The Galway Ingredient

The Galway IngredientOver in the west of Ireland, a small group of Euro-Toques chefs (members of the non-elitist international chefs’ organisation dedicated to safeguarding culinary heritage) got together to celebrate the food of the area - and the recent Volvo Ocean Race stopover - in a DIY recipe book, The Galway Ingredient.

Teagasc gave some welcome support, but it was produced on a tight budget and the standard is a credit to those involved, notably Michael O’Meara (Oscars Bistro) who is as handy with a camera as a set of knives (www.foodandwinephotography.com), and editor Gerry Galvin.

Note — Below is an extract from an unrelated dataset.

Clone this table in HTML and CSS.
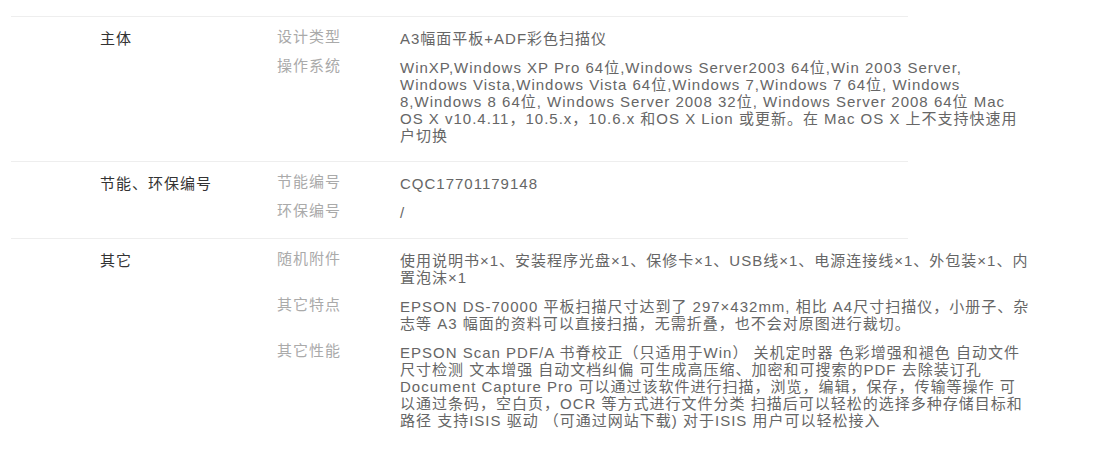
FILE: index.html
```html
<!DOCTYPE html>
<html lang="zh-CN">
<head>
    <meta charset="UTF-8">
    <title>参数</title>
    <link rel="stylesheet" href="styles.css">
</head>
<body>
    <div class="specs">
        <div class="group">
            <div class="group-name">主体</div>
            <div class="items">
                <div class="item">
                    <div class="item-name">设计类型</div>
                    <div class="item-value">A3幅面平板+ADF彩色扫描仪</div>
                </div>
                <div class="item">
                    <div class="item-name">操作系统</div>
                    <div class="item-value">WinXP,Windows XP Pro 64位,Windows Server2003 64位,Win 2003 Server, Windows Vista,Windows Vista 64位,Windows 7,Windows 7 64位, Windows 8,Windows 8 64位, Windows Server 2008 32位, Windows Server 2008 64位 Mac OS X v10.4.11，10.5.x，10.6.x 和OS X Lion 或更新。在 Mac OS X 上不支持快速用户切换</div>
                </div>
            </div>
        </div>

        <div class="group">
            <div class="group-name">节能、环保编号</div>
            <div class="items">
                <div class="item">
                    <div class="item-name">节能编号</div>
                    <div class="item-value">CQC17701179148</div>
                </div>
                <div class="item">
                    <div class="item-name">环保编号</div>
                    <div class="item-value">/</div>
                </div>
            </div>
        </div>

        <div class="group">
            <div class="group-name">其它</div>
            <div class="items">
                <div class="item">
                    <div class="item-name">随机附件</div>
                    <div class="item-value">使用说明书×1、安装程序光盘×1、保修卡×1、USB线×1、电源连接线×1、外包装×1、内置泡沫×1</div>
                </div>
                <div class="item">
                    <div class="item-name">其它特点</div>
                    <div class="item-value">EPSON DS-70000 平板扫描尺寸达到了 297×432mm, 相比 A4尺寸扫描仪，小册子、杂志等 A3 幅面的资料可以直接扫描，无需折叠，也不会对原图进行裁切。</div>
                </div>
                <div class="item">
                    <div class="item-name">其它性能</div>
                    <div class="item-value">EPSON Scan PDF/A 书脊校正（只适用于Win） 关机定时器 色彩增强和褪色 自动文件尺寸检测 文本增强 自动文档纠偏 可生成高压缩、加密和可搜索的PDF 去除装订孔 Document Capture Pro 可以通过该软件进行扫描，浏览，编辑，保存，传输等操作 可以通过条码，空白页，OCR 等方式进行文件分类 扫描后可以轻松的选择多种存储目标和路径 支持ISIS 驱动 （可通过网站下载) 对于ISIS 用户可以轻松接入</div>
                </div>
            </div>
        </div>
    </div>
</body>
</html>
```

FILE: styles.css
```css
body {
    margin: 0;
    padding: 16px 0 0 11px;
    font-family: "Liberation Sans", Arial, "Noto Sans CJK SC", sans-serif;
    font-size: 15px;
    line-height: 17px;
    letter-spacing: 1px;
    color: #666;
    background: #fff;
}

.specs {
    width: 897px;
}

.group {
    display: flex;
    border-top: 1px solid #eee;
    padding: 11px 0 7px 89px;
}

.group-name {
    flex: 0 0 177px;
    color: #333;
    padding-top: 2px;
}

.items {
    display: flex;
    flex-direction: column;
    flex-shrink: 0;
}

.item {
    display: flex;
    padding-bottom: 10px;
}

.item-name {
    flex: 0 0 123px;
    color: #aaa;
}

.item-value {
    width: 630px;
    padding-top: 2px;
}
```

The ten contributing chefs include Cliodhna Prendergast (Delpi Lodge), Tim O’Sullivan (Renvyle House Hotel), Stefan Matz (Ashford Castle) and Wade Murphy (Lisloughrey Lodge), and the widely varying recipes using local ingredients, and Micheal O’Meara’s evocative images convey a real sense of place – giving a lot for just €5. (Available from selected bookshops, Failte Ireland in Galway and participating restaurants; inquiries to: gmgalvin@eircom.net).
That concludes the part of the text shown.